More broadly, Triumphalism is the belief that while the classical philosophers and religions offered access to a partial truth, in actuality they were merely God’s way to prepare the world for the fullness of the revelation to come in Jesus. Not only Abraham, Sarah and Hagar, or even John the Baptist, but also Plato, Aristotle and others (or Lao Tzu, Confucius or even the Buddha himself) were necessary but subordinate forerunners of the Christian Gospel.

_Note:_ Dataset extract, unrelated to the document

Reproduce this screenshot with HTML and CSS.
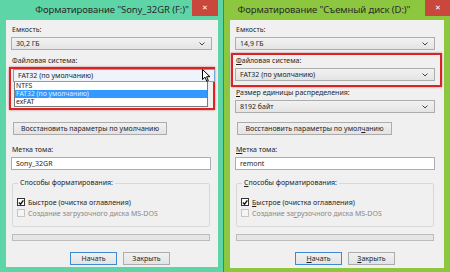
FILE: index.html
```html
<!DOCTYPE html>
<html lang="ru">
<head>
    <meta charset="UTF-8">
    <title>Форматирование</title>
    <link rel="stylesheet" href="styles.css">
</head>
<body>

<div class="desk">

    <!-- left window: drop-down list opened -->
    <div class="dlg dlg-teal">
        <div class="title">
            <span>Форматирование "Sony_32GR (F:)"</span>
            <span class="close">&#x2715;</span>
        </div>
        <div class="pane">
            <div class="lbl">Емкость:</div>
            <div class="combo">
                <span>30,2 ГБ</span>
                <svg class="chev" width="6" height="4" viewBox="0 0 6 4"><path d="M0.5 0.5 L3 3 L5.5 0.5" fill="none" stroke="#444" stroke-width="1"/></svg>
            </div>
            <div class="lbl gap6">Файловая система:</div>
            <div class="mark mark-left">
                <div class="combo combo-focus">
                    <span>FAT32 (по умолчанию)</span>
                    <svg class="chev" width="6" height="4" viewBox="0 0 6 4"><path d="M0.5 0.5 L3 3 L5.5 0.5" fill="none" stroke="#444" stroke-width="1"/></svg>
                    <svg class="cursor" width="9" height="13" viewBox="0 0 9 13"><path d="M0.5 0.5 L0.5 10.5 L3 8.2 L4.8 12.3 L6.3 11.6 L4.6 7.7 L8 7.7 Z" fill="#fff" stroke="#000" stroke-width="1"/></svg>
                </div>
                <ul class="list">
                    <li>NTFS</li>
                    <li class="sel">FAT32 (по умолчанию)</li>
                    <li>exFAT</li>
                </ul>
            </div>
            <button class="btn btn-reset reset-left">Восстановить параметры по умолчанию</button>
            <div class="lbl gap10">Метка тома:</div>
            <div class="field">Sony_32GR</div>
            <div class="group">
                <span class="legend">Способы форматирования:</span>
                <div class="check"><span class="box on"><svg width="7" height="7" viewBox="0 0 7 7"><path d="M1 3.5 L3 5.5 L6.2 1" fill="none" stroke="#111" stroke-width="1.6"/></svg></span>Быстрое (очистка оглавления)</div>
                <div class="check off"><span class="box"></span>Создание загрузочного диска MS-DOS</div>
            </div>
            <div class="progress"></div>
            <div class="actions">
                <button class="btn btn-main">Начать</button>
                <button class="btn">Закрыть</button>
            </div>
        </div>
    </div>

    <!-- right window: file system field marked -->
    <div class="dlg dlg-green">
        <div class="title title-right">
            <span>Форматирование "Съемный диск (D:)"</span>
            <span class="close">&#x2715;</span>
        </div>
        <div class="pane">
            <div class="lbl">Емкость:</div>
            <div class="combo">
                <span>14,9 ГБ</span>
                <svg class="chev" width="6" height="4" viewBox="0 0 6 4"><path d="M0.5 0.5 L3 3 L5.5 0.5" fill="none" stroke="#444" stroke-width="1"/></svg>
            </div>
            <div class="mark mark-right">
                <div class="lbl"><u>Ф</u>айловая система:</div>
                <div class="combo gap3">
                    <span>FAT32 (по умолчанию)</span>
                    <svg class="chev" width="6" height="4" viewBox="0 0 6 4"><path d="M0.5 0.5 L3 3 L5.5 0.5" fill="none" stroke="#444" stroke-width="1"/></svg>
                </div>
            </div>
            <div class="lbl gap1"><u>Р</u>азмер единицы распределения:</div>
            <div class="combo">
                <span>8192 байт</span>
                <svg class="chev" width="6" height="4" viewBox="0 0 6 4"><path d="M0.5 0.5 L3 3 L5.5 0.5" fill="none" stroke="#444" stroke-width="1"/></svg>
            </div>
            <button class="btn btn-reset reset-right">Восстановить параметры по умол<u>ч</u>анию</button>
            <div class="lbl gap10"><u>М</u>етка тома:</div>
            <div class="field">remont</div>
            <div class="group">
                <span class="legend"><u>С</u>пособы форматирования:</span>
                <div class="check"><span class="box on"><svg width="7" height="7" viewBox="0 0 7 7"><path d="M1 3.5 L3 5.5 L6.2 1" fill="none" stroke="#111" stroke-width="1.6"/></svg></span><u>Б</u>ыстрое (очистка оглавления)</div>
                <div class="check off"><span class="box"></span>Создание за<u>г</u>рузочного диска MS-DOS</div>
            </div>
            <div class="progress"></div>
            <div class="actions">
                <button class="btn btn-main"><u>Н</u>ачать</button>
                <button class="btn"><u>З</u>акрыть</button>
            </div>
        </div>
    </div>

</div>

</body>
</html>
```

FILE: styles.css
```css
body {
    margin: 0;
    font-family: "Noto Sans", "Open Sans", sans-serif;
    font-size: 7px;
    color: #1e1e1e;
    background: #4f7f68;
}
.desk {
    display: flex;
    gap: 1px;
    width: 450px;
    height: 272px;
    overflow: hidden;
}
.dlg {
    display: flex;
    flex-direction: column;
    height: 272px;
}
.dlg-teal {
    width: 223px;
    background: #5ed5a6;
    padding: 0 5px 5px 6px;
    box-sizing: border-box;
}
.dlg-green {
    width: 226px;
    background: #8cc73f;
    padding: 0 6px 4px 6px;
    box-sizing: border-box;
}
.title {
    position: relative;
    height: 20px;
    line-height: 20px;
    text-align: center;
    font-size: 9.5px;
    letter-spacing: -0.1px;
    color: #2a2a2a;
    white-space: nowrap;
}
.title-right {
    padding-right: 26px;
}
.close {
    position: absolute;
    top: 0;
    right: 0;
    width: 26px;
    height: 16px;
    line-height: 16px;
    background: #c9473d;
    color: #fff;
    font-size: 7px;
    letter-spacing: 0;
    text-align: center;
}
.dlg-green .close {
    right: -7px;
}
.pane {
    flex: 1;
    background: #f0f0f0;
    padding: 5px 6px 0 5px;
    display: flex;
    flex-direction: column;
    align-items: flex-start;
}
u {
    text-decoration: underline;
    text-underline-offset: 1px;
}
.lbl {
    height: 10px;
    line-height: 10px;
    padding-left: 1px;
    white-space: nowrap;
}
.gap1 { margin-top: 1px; }
.gap3 { margin-top: 3px; }
.gap6 { margin-top: 6px; }
.gap10 { margin-top: 10px; }

.combo {
    position: relative;
    box-sizing: border-box;
    width: 201px;
    height: 13px;
    margin-top: 2px;
    padding: 0 4px;
    display: flex;
    align-items: center;
    justify-content: space-between;
    background: linear-gradient(#f2f2f2, #e4e4e4);
    border: 1px solid #adadad;
    white-space: nowrap;
}
.dlg-green .combo {
    width: 200px;
}
.combo-focus {
    margin-top: 0;
    background: #eef4fa;
    border-color: #6ea6dc;
}
.chev {
    margin-right: 2px;
}
.cursor {
    position: absolute;
    right: 3px;
    top: -1px;
}

.mark {
    box-sizing: border-box;
    border: 2px solid #dc2323;
    box-shadow: 0 0 2px rgba(160, 0, 0, 0.5);
}
.mark-left {
    width: 206px;
    height: 43px;
    margin: 1px 0 0 -2px;
    padding: 0 2px;
}
.mark-left .combo {
    width: 202px;
}
.mark-right {
    width: 211px;
    height: 34px;
    margin: 3px 0 0 -4px;
    padding: 1px 2px 0 2px;
}
.list {
    list-style: none;
    margin: 0 3px 0 1px;
    padding: 0;
    font-size: 6.8px;
    background: #fff;
    border: 1px solid #7a7a7a;
    border-top: none;
}
.list li {
    height: 8px;
    line-height: 8px;
    padding-left: 1px;
}
.list .sel {
    background: #3399ff;
    color: #dfefff;
}

.btn {
    box-sizing: border-box;
    height: 13px;
    padding: 0;
    font-family: inherit;
    font-size: 7px;
    color: #1e1e1e;
    background: linear-gradient(#f1f1f1, #e3e3e3);
    border: 1px solid #acacac;
    border-radius: 0;
    white-space: nowrap;
}
.btn-reset {
    margin: 12px 0 0 2px;
    width: 154px;
}
.reset-right {
    margin-top: 9px;
    width: 155px;
}
.btn-main {
    border-color: #3d8ad0;
}

.field {
    box-sizing: border-box;
    width: 200px;
    height: 13px;
    margin-top: 2px;
    padding-left: 4px;
    line-height: 11px;
    background: #fff;
    border: 1px solid #abadb3;
}
.group {
    box-sizing: border-box;
    width: 198px;
    margin: 13px 0 0 1px;
    padding: 0 0 8px 4px;
    border: 1px solid #d8d8d8;
    border-radius: 2px;
}
.legend {
    display: inline-block;
    margin: -6px 0 0 1px;
    padding: 0 2px;
    height: 10px;
    line-height: 10px;
    background: #f0f0f0;
    vertical-align: top;
}
.check {
    display: flex;
    align-items: center;
    height: 10px;
    margin-top: 4px;
    white-space: nowrap;
}
.check + .check {
    margin-top: 1px;
}
.box {
    box-sizing: border-box;
    width: 8px;
    height: 8px;
    margin-right: 3px;
    display: flex;
    align-items: center;
    justify-content: center;
    background: #f4f4f4;
    border: 1px solid #c6c6c6;
}
.box.on {
    background: #fff;
    border-color: #333;
}
.check.off {
    color: #8a8a8a;
}
.progress {
    box-sizing: border-box;
    width: 198px;
    height: 7px;
    margin: 7px 0 0 1px;
    background: #e6e6e6;
    border: 1px solid #bcbcbc;
}
.actions {
    display: flex;
    gap: 6px;
    margin: 11px 0 0 59px;
}
.actions .btn {
    width: 47px;
}
.dlg-green .actions {
    margin-left: 60px;
}
```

This is not my view. In fact, the opposite premise will govern this course. I believe that all religions are incomplete, including our own, and that we all must learn from each other. Our understanding of Jesus – the man, the teacher, the healer, the rabbi, the guru, the embodiment of Wisdom or the Incarnation of the Holy One – will become more vital precisely to the degree that we abandon this Triumphalist tendency and quiet our compulsion for orthodox (“right”) interpretations.

A second danger encountered in the early stages of interfaith dialogue is the naive belief that “all religions are really the same.” This often is meant as a generous and non-judgmental embrace of others, but there can be a pernicious if unnoticed side effect. Some Christian theologians go so far as to say that truly spiritual people in other faith traditions really are Christians but they don’t know it. Their Christian faith is hidden even to themselves. This reduces the potential for conflict with them, but it also devalues them and disrespects the genuine differences between religions. It fails to take seriously the core affirmations and worldviews that other traditions embody. In its own way it represents a subtle and patronizing form of Triumphalism.

I want to be clear about this: all religions are not the same. In this class we will consider what Buddhists, Hindus, Jews and Muslims, as well as various Christians, say about Jesus. But even if they honor him with their highest praise, I will not therefore assert that they are Crypto-Christian. It will be more respectful to allow each to speak with his or her own voice. It will be more productive to allow Buddhists to be Buddhists, Hindus to be Hindus, Jews to be Jews, Muslims to be Muslims, Christians to be Christians and agnostics to be agnostics.

I want to thank you for taking the time to participate with me in this exploration, for investing yourself in this journey of discovery, for doing the hard work of seeking Jesus for yourself. I look forward to our conversations.